In the book, Boltanski describes his passion for painting. “A friend of my mother’s, an old Jewish lady, told her one day, ‘Your son’s an idiot. He’ll never amount to anything. He’s a very bad painter. We need to open a gallery, that way, at least, he’ll learn a trade.’ They opened the gallery, called it The Sunflowers, which showed only Yiddish art … sort of sub-Chagall painters who sell to the community. I was 20-21. At one point I realized Yiddish art was just about the ugliest thing in the world.”

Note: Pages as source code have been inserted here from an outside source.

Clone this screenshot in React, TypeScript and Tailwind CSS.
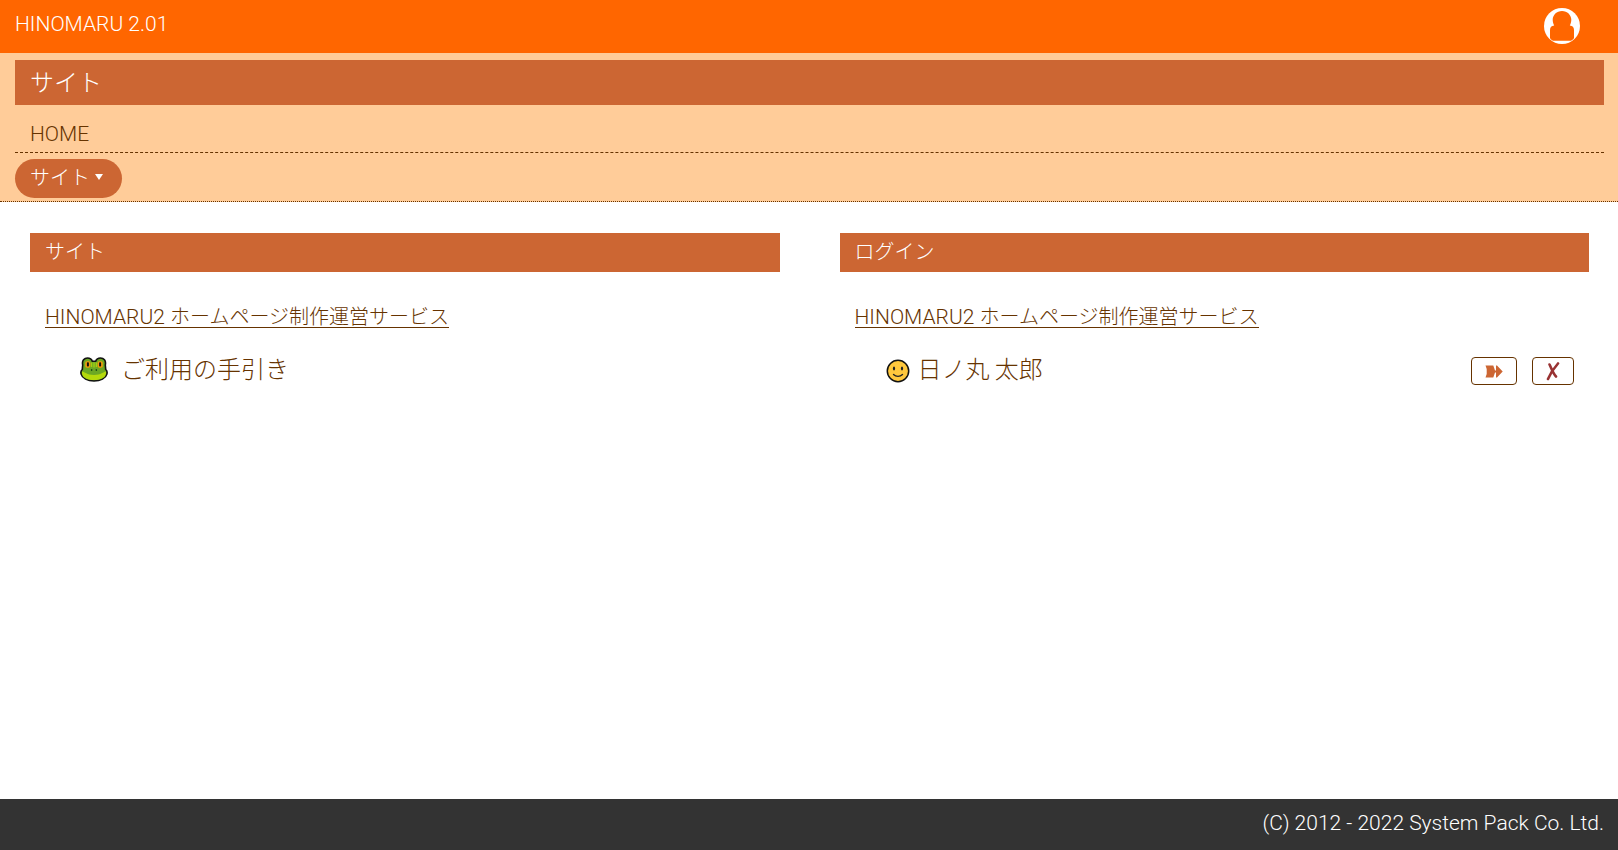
const Frog = () => (
  <svg viewBox="0 0 28 25" className="h-[25px] w-7" aria-hidden="true">
    <path d="M2.700 8C1.700 3.600 4.300 1 7.500 1c2.600 0 4.200 1.400 4.800 3.200h3.400C16.300 2.400 17.900 1 20.500 1c3.200 0 5.800 2.600 4.800 7 .2 1.800.3 3.200.4 4.500 1.500 1.200 1.600 3 1.200 4.500C25.700 21.300 20.500 24 14 24S2.300 21.300 1.100 17C.700 15.500.8 13.700 2.300 12.500c.1-1.300.2-2.700.4-4.500Z" fill="#6ca824" stroke="#111" strokeWidth="1.600" />
    <path d="M2 14.500c3 .2 4.500 3.500 12 3.500s9-3.300 12-3.500c1 5.500-5 8.600-12 8.600S1 20 2 14.500Z" fill="#b4d90c" />
    <path d="M11.700 5.500v4.500M14 5.500v5M16.300 5.500v4.500" stroke="#b4d90c" strokeWidth="1" />
    <rect x="5.200" y="4.200" width="5.200" height="6.500" rx="1.800" fill="#f29a0c" />
    <rect x="17.600" y="4.200" width="5.200" height="6.500" rx="1.800" fill="#f29a0c" />
    <rect x="6.900" y="5.200" width="2" height="4.300" rx=".8" fill="#111" />
    <rect x="19.100" y="5.200" width="2" height="4.300" rx=".8" fill="#111" />
    <rect x="10.900" y="12" width="1.500" height="2" rx=".7" fill="#184a10" />
    <rect x="15.600" y="12" width="1.500" height="2" rx=".7" fill="#184a10" />
  </svg>
);

const Smile = () => (
  <svg viewBox="0 0 24 24" className="size-6" aria-hidden="true">
    <circle cx="12" cy="12" r="10.700" fill="#ffc83d" stroke="#111" strokeWidth="1.500" />
    <ellipse cx="8" cy="9.500" rx="1.100" ry="2" fill="#222" />
    <ellipse cx="16" cy="9.500" rx="1.100" ry="2" fill="#222" />
    <path d="M7.500 15.500c2.500 2.500 6.500 2.500 9 0" fill="none" stroke="#222" strokeWidth="1.400" strokeLinecap="round" />
  </svg>
);

const User = () => (
  <svg viewBox="0 0 36 36" className="size-9" aria-hidden="true">
    <circle cx="18" cy="18" r="18" fill="#fff" />
    <path d="M18 3c5.300 0 9.300 4 9.300 8.800 0 2.200-.6 4-1.500 5.700 2.800.3 4.200 1.700 4.200 4.500v8.200c-1 1.200-1.800 1.800-3 2.600H9c-1.200-.8-2-1.400-3-2.600V22c0-2.800 1.400-4.200 4.200-4.500-.9-1.700-1.500-3.500-1.500-5.700C8.700 7 12.700 3 18 3Z" fill="#f60" />
  </svg>
);

const latin = "font-['Roboto',sans-serif] text-[21px]";

function PanelTitle({ children }: { children: string }) {
  return <h2 className="flex h-[39px] items-center bg-[#c63] px-[15px] pb-1 text-white">{children}</h2>;
}

function ServiceLink() {
  return (
    <a href="#service" className="mt-[34px] ml-[15px] block w-fit border-b border-[#630] leading-5">
      <span className={latin}>HINOMARU2 </span>ホームページ制作運営サービス
    </a>
  );
}

export default function App() {
  return (
    <div className="flex min-h-screen flex-col bg-white font-['Noto_Sans_CJK_JP',sans-serif] text-[20px] leading-6 font-light text-[#630]">
      <header className="flex h-[53px] items-center justify-between bg-[#f60] pr-[38px] pb-0.5 pl-[15px] text-white">
        <a href="#top" className={`pb-1 ${latin}`}>HINOMARU 2.01</a>
        <button type="button" aria-label="ユーザー"><User /></button>
      </header>
      <nav className="border-b border-dotted border-[#630] bg-[#fc9] pt-[7px] pb-[3px]">
        <div className="mr-3.5 ml-[15px]">
          <h1 className="flex h-[45px] items-center bg-[#c63] px-[15px] pb-1 text-2xl text-white">サイト</h1>
          <div className="flex h-12 items-end border-b border-dashed border-[#630] px-[15px] pb-1.5">
            <a href="#home" className={latin}>HOME</a>
          </div>
          <button type="button" className="mt-1.5 flex h-[39px] items-center gap-1 rounded-full bg-[#c63] pr-[18px] pb-1 pl-[15px] text-white">
            サイト
            <svg viewBox="0 0 10 8" className="h-2 w-2.5" aria-hidden="true"><path d="M1 1h8L5 7Z" fill="currentColor" /></svg>
          </button>
        </div>
      </nav>
      <main className="grid flex-1 grid-cols-2 content-start gap-x-[60px] pt-[31px] pr-[29px] pl-[30px]">
        <section>
          <PanelTitle>サイト</PanelTitle>
          <ServiceLink />
          <a href="#guide" className="mt-[27px] flex h-7 items-center gap-[13px] pl-[50px] text-2xl leading-7">
            <Frog />
            <span className="pb-0.5">ご利用の手引き</span>
          </a>
        </section>
        <section>
          <PanelTitle>ログイン</PanelTitle>
          <ServiceLink />
          <div className="mt-[29px] flex h-7 items-center gap-[15px] pr-[15px] pl-[46px] text-2xl leading-7">
            <a href="#user" className="mr-auto flex items-center gap-2">
              <Smile />
              <span className="pb-1.5">日ノ丸 太郎</span>
            </a>
            <button type="button" aria-label="ログイン" className="flex h-7 w-[46px] items-center justify-center rounded border border-[#630]">
              <svg viewBox="0 0 18 13" className="h-[13px] w-[18px]" aria-hidden="true"><path d="M.5.500h7.800l1.700 5h1v-5h1l5.700 6-5.700 6h-1v-5h-1l-1.700 5H.5l1.200-3.500v-5Z" fill="#c63" /></svg>
            </button>
            <button type="button" aria-label="削除" className="flex h-7 w-[42px] items-center justify-center rounded border border-[#630]">
              <svg viewBox="0 0 14 19" className="h-[19px] w-3.5" aria-hidden="true"><path d="M3.500 2.500c1.500 3 3.500 9 6.500 12M12 1.500C8 6 4.500 11 2 17" fill="none" stroke="#933" strokeWidth="2.600" strokeLinecap="round" /></svg>
            </button>
          </div>
        </section>
      </main>
      <footer className="flex h-[51px] justify-end bg-[#333] pt-3 pr-3.5 pl-[15px] text-white">
        <p className={latin}>(C) 2012 - 2022 System Pack Co. Ltd.</p>
      </footer>
    </div>
  );
}
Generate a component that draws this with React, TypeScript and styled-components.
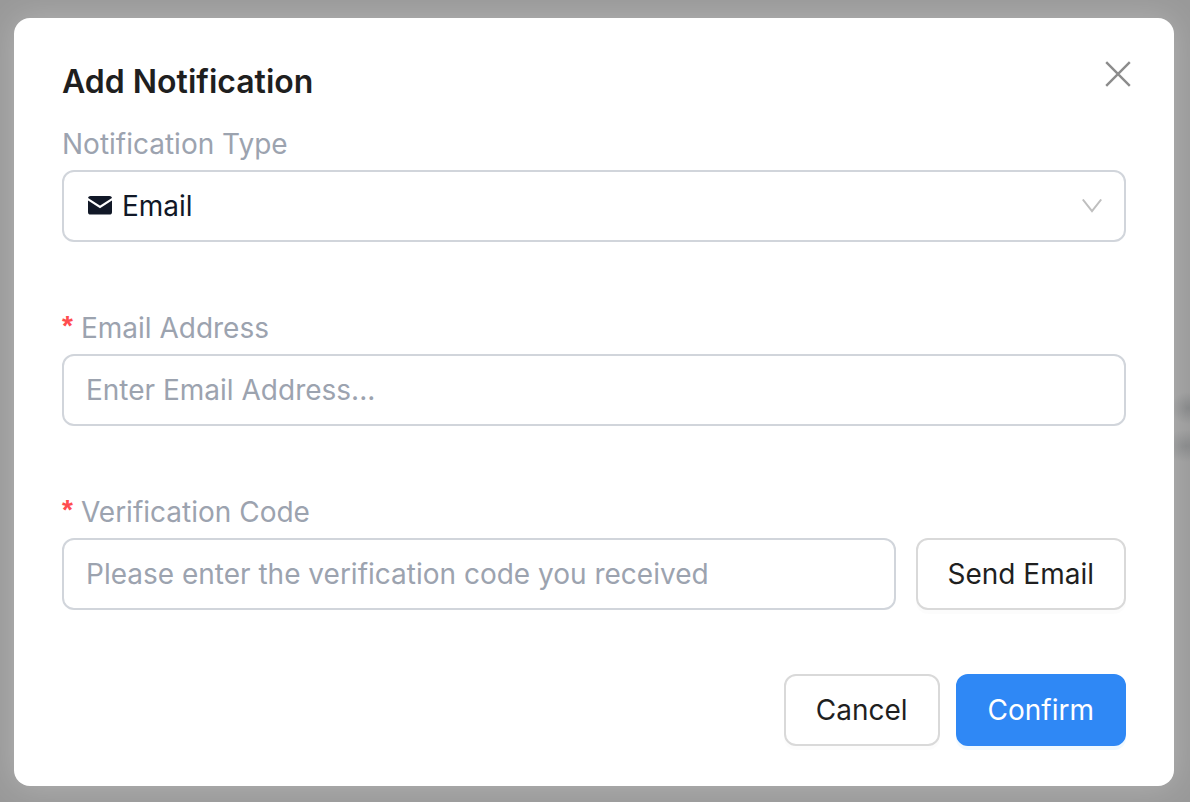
import React from 'react';
import styled, { createGlobalStyle } from 'styled-components';

const GlobalStyle = createGlobalStyle`
  * { box-sizing: border-box; }
  body {
    margin: 0;
    background: #999;
    font-family: Inter, "Liberation Sans", sans-serif;
    font-size: 28px;
    line-height: 44px;
    color: #1f1f1f;
  }
  button, input, select { font: inherit; color: inherit; }
`;

const Backdrop = styled.div`
  min-height: 100vh;
  padding: 18px 16px 16px 14px;
  overflow: hidden;
  background:
    radial-gradient(ellipse 18px 16px at calc(100% - 2px) 408px, rgba(75, 80, 84, 0.3), transparent),
    radial-gradient(ellipse 26px 16px at calc(100% - 4px) 446px, rgba(75, 80, 84, 0.28), transparent),
    #999;
`;

const Dialog = styled.form`
  display: flex;
  flex-direction: column;
  gap: 64px;
  padding: 40px 48px;
  border-radius: 16px;
  background: #fff;
  box-shadow: 0 0 32px rgba(255, 255, 255, 0.26);
`;

const Top = styled.div`
  display: flex;
  flex-direction: column;
  gap: 16px;
`;

const Header = styled.header`
  display: flex;
  align-items: flex-start;
  justify-content: space-between;
`;

const Title = styled.h1`
  margin: 0;
  font-size: 32px;
  font-weight: 600;
  line-height: 48px;
`;

const CloseButton = styled.button`
  display: flex;
  align-items: center;
  justify-content: center;
  width: 32px;
  height: 32px;
  margin-right: -8px;
  padding: 0;
  border: 0;
  background: none;
  color: #8c8c8c;
  cursor: pointer;
`;

const Field = styled.div`
  display: flex;
  flex-direction: column;
  gap: 4px;
`;

const Label = styled.label`
  display: flex;
  gap: 8px;
  color: #9ca3af;
`;

const Required = styled.span`
  color: #ff4d4f;
  font-family: "Liberation Sans", sans-serif;
  font-weight: 700;
  line-height: 40px;
`;

const SelectBox = styled.div`
  display: flex;
  align-items: center;
  gap: 8px;
  height: 72px;
  padding: 0 22px;
  border: 2px solid #d1d5db;
  border-radius: 12px;
  color: #111827;
`;

const Select = styled.select`
  flex: 1;
  min-width: 0;
  height: 44px;
  padding: 0;
  border: 0;
  outline: 0;
  appearance: none;
  background: none;
`;

const Input = styled.input`
  flex: 1 0 72px;
  min-width: 0;
  width: 100%;
  height: 72px;
  padding: 0 22px;
  border: 2px solid #d1d5db;
  border-radius: 12px;
  outline: 0;
  background: #fff;
  &::placeholder { color: #9ca3af; opacity: 1; }
`;

const CodeRow = styled.div`
  display: flex;
  gap: 20px;
`;

const Button = styled.button<{ $primary?: boolean }>`
  flex: none;
  height: 72px;
  padding: 0 30px;
  border: 2px solid ${(p) => (p.$primary ? '#2f88f5' : '#d9d9d9')};
  border-radius: 12px;
  background: ${(p) => (p.$primary ? '#2f88f5' : '#fff')};
  color: ${(p) => (p.$primary ? '#fff' : '#1f1f1f')};
  box-shadow: 0 4px 0 ${(p) => (p.$primary ? 'rgba(5, 145, 255, 0.06)' : 'rgba(0, 0, 0, 0.01)')};
  cursor: pointer;
`;

const Footer = styled.footer`
  display: flex;
  justify-content: flex-end;
  gap: 16px;
`;

const CloseIcon = () => (
  <svg width="26" height="26" viewBox="0 0 26 26" fill="none" stroke="currentColor" strokeWidth="2.4" aria-hidden="true">
    <path d="M1.2 1.2L24.8 24.8M24.8 1.2L1.2 24.8" />
  </svg>
);

const MailIcon = () => (
  <svg width="28" height="28" viewBox="0 0 28 28" aria-hidden="true">
    <rect x="2" y="4" width="24" height="18.6" rx="2.6" fill="currentColor" />
    <path d="M1.5 6.9L14 14.9L26.5 6.9" fill="none" stroke="#fff" strokeWidth="2.2" />
  </svg>
);

const ChevronIcon = () => (
  <svg width="20" height="14" viewBox="0 0 20 14" fill="none" stroke="#bfbfbf" strokeWidth="2" aria-hidden="true">
    <path d="M0.8 0.5L10 12.2L19.2 0.5" />
  </svg>
);

export default function App() {
  return (
    <>
      <GlobalStyle />
      <Backdrop>
        <Dialog role="dialog" aria-labelledby="dialog-title" onSubmit={(e: React.FormEvent) => e.preventDefault()}>
          <Top>
            <Header>
              <Title id="dialog-title">Add Notification</Title>
              <CloseButton type="button" aria-label="Close"><CloseIcon /></CloseButton>
            </Header>
            <Field>
              <Label htmlFor="type">Notification Type</Label>
              <SelectBox>
                <MailIcon />
                <Select id="type" defaultValue="email">
                  <option value="email">Email</option>
                </Select>
                <ChevronIcon />
              </SelectBox>
            </Field>
          </Top>
          <Field>
            <Label htmlFor="email"><Required>*</Required>Email Address</Label>
            <Input id="email" type="email" placeholder="Enter Email Address..." />
          </Field>
          <Field>
            <Label htmlFor="code"><Required>*</Required>Verification Code</Label>
            <CodeRow>
              <Input id="code" type="text" placeholder="Please enter the verification code you received" />
              <Button type="button">Send Email</Button>
            </CodeRow>
          </Field>
          <Footer>
            <Button type="button">Cancel</Button>
            <Button type="submit" $primary>Confirm</Button>
          </Footer>
        </Dialog>
      </Backdrop>
    </>
  );
}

Flash forward: Boltanski, whose installations, video and sound pieces, have been exhibited at the Centre Georges Pompidou, Paris, the Museum of Contemporary Art in Chicago, and the Whitechapel Art Gallery in London, focuses on Jewish concepts.
Among these are “Reserves: The Purim Holiday (1988) an installation of children’s faces below which is a collection of clothing. “Reserve Canada” (1990), an installation of layers of clothing hung along three walls. “As artists we recreate — we give life to people who are now no more,” he told me. (“Canada,” this was the name of the warehouse in concentration camps where the arriving victims’ clothing and belongings were piled high and which “lucky” prisoners sorted for shipment to Germany.) “This is about humans, not just about Jews,” Boltanski said. “You know in Japan they do not throw away clothing.”
He also expounded on his latest innovative project, called “Collecting Heartbeats.” He plans to collect the sounds of 10,000 heartbeats. The exhibit’s opening is scheduled for July 2010 in Japan. I asked him how he planned to exhibit heartbeats. Gleefully, he explained: “The subject sits with a stethoscope attached to a computer. You pay $2 and the subject gets a copy. This exhibit is [also] scheduled for Sweden, Paris, Germany, Korea, London.” As we parted, an upbeat Boltanski stated: “The more you think about a problem, the less sad you are … I feel lucky. I never work. I do everything for pleasure.”